The keynote panel for the day, “How is the hate supported in church and society? How is the hate countered?” picked up on this uncomfortable question. Christianity has been the face of love and a force of liberation, but historically it has more often been a force of oppression and domination. Moderator Traci West and panelists Terry Todd, Rosario Quinones and Fred Brewington explored this dualism in a variety of ways – how it has played out in racist, anti-immigrant and homophobic currents in U.S. history; how the Bible has been both a tool of liberation and a tool of violence; and the reality of hate violence and the inadequate vocabulary we have as a society to talk about its underlying causes.
An afternoon performance of “What killed Marcelo Lucero?” by the Teatro Experimental Yerbabruja offered a sobering and graphic look at the violent consequences of rising anti-immigrant rhetoric and politics. The play re-enacts the escalating hostility and resentment of white Long Islanders and the corresponding increase in harassment and violence, anger and suspicion experienced by Latino Islanders, a combination that led to the 2008 murder of Lucero by a group of youths out beating up Latinos for sport.

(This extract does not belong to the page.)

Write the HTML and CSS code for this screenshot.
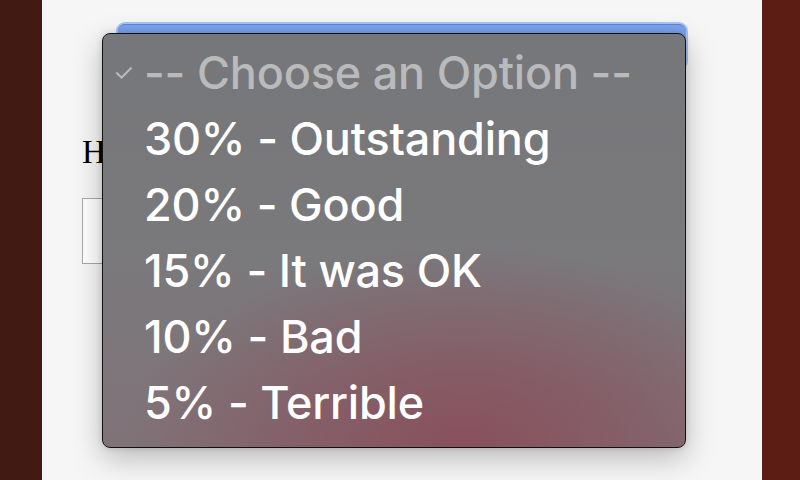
FILE: index.html
```html
<!DOCTYPE html>
<html>
<head>
<meta charset="utf-8">
<link rel="stylesheet" href="styles.css">
</head>
<body>
<div class="page">
  <div class="select-wrap"><div class="select"></div></div>
  <h2 class="heading">How was the service?</h2>
  <div class="input"></div>
</div>
<div class="menu">
  <div class="option placeholder"><span class="check">✓</span>-- Choose an Option --</div>
  <div class="option">30% - Outstanding</div>
  <div class="option">20% - Good</div>
  <div class="option">15% - It was OK</div>
  <div class="option">10% - Bad</div>
  <div class="option">5% - Terrible</div>
</div>
</body>
</html>
```
FILE: styles.css
```css
html, body {
  margin: 0;
  height: 480px;
  overflow: hidden;
}
body {
  background: linear-gradient(90deg, #411a14 0%, #5c1d14 100%);
  font-family: "Liberation Serif", serif;
}
.page {
  margin-left: 42px;
  width: 720px;
  height: 480px;
  background: #f6f6f6;
  padding: 24px 40px 0 40px;
  box-sizing: border-box;
}
.select-wrap {
  margin-left: 36px;
  width: 568px;
  height: 44px;
}
.select {
  height: 44px;
  border-radius: 7px;
  background: #7ba3ee;
  border-top: 1px solid #5b86d8;
  box-sizing: border-box;
  box-shadow: 0 0 0 2px #a9c4f5;
}
.heading {
  margin: 66px 0 0 0;
  font-size: 33px;
  font-weight: normal;
  line-height: 36px;
  color: #000;
}
.input {
  margin-top: 28px;
  width: 200px;
  height: 64px;
  border: 1px solid #a9a9a9;
  background: #fff;
}
.menu {
  position: absolute;
  left: 102px;
  top: 33px;
  width: 582px;
  height: 407px;
  border: 1px solid #111;
  border-radius: 8px;
  background:
    radial-gradient(ellipse 340px 200px at 62% 100%, rgba(136, 80, 92, 1) 0%, rgba(136, 80, 92, 0.6) 45%, rgba(136, 80, 92, 0) 100%),
    linear-gradient(180deg, #76777a 0%, #7a797c 55%, #807378 100%);
  box-shadow: 0 10px 30px rgba(0, 0, 0, 0.25), 0 0 6px rgba(0, 0, 0, 0.15);
  padding-top: 6px;
  box-sizing: content-box;
  font-family: Inter, "Liberation Sans", sans-serif;
}
.option {
  position: relative;
  padding-left: 41px;
  height: 66px;
  line-height: 66px;
  font-size: 45px;
  font-weight: 450;
  color: #fff;
  letter-spacing: -0.2px;
  white-space: nowrap;
}
.placeholder {
  color: #b9babc;
}
.check {
  position: absolute;
  left: 10px;
  top: 0;
  font-size: 24px;
  font-weight: 400;
  color: #b9babc;
}
```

The performance was followed by a discussion of what we can do, individually and collectively, to end the violence. Structured discussion continued in a time of small group conversation but dialogue and connections were happening all day – in the hallways, at lunch, during the love feast in the closing worship and even after the event ended.
One thing that was clear from every presentation and discussion throughout the day was the close connection between words of prejudice or exclusion and acts of violence. This realization again brings the role of the church into stark contrast – the UMC’s doctrine that “homosexuality is incompatible with Christian teaching,” for instance, or the habit of too many Christians to use Biblical texts as weapons of exclusion and domination. In the end, it was clear to those gathered at My Brother’s Keeper that we stand in that minority tradition in the church that challenges oppression and violence and that we must go out and act in that tradition.
Many of the discussions turned to the question what can we do, concretely, individually, in our congregations, in our communities? My Brother’s Keeper researched and compiled a series of resources that participants could take back with them as tools to help with this task. We agreed that the day was not the end but really only the beginning of the work. The work begins, as Margarita Espada from the Teatro Experimental Yerbabruja put it, “at the kitchen table,” challenging bias and intolerance within our families, and it continues from there. Event organizers encouraged participants to share ideas, commitments, questions and experiences on the My Brother’s Keeper Facebook page.
“Our church has a voice,” said Fred Brewington. We must use it to speak out against injustice, hate and violence, and to educate ourselves and our communities. “This is a good start,” he added. “We have a lot of work to do.”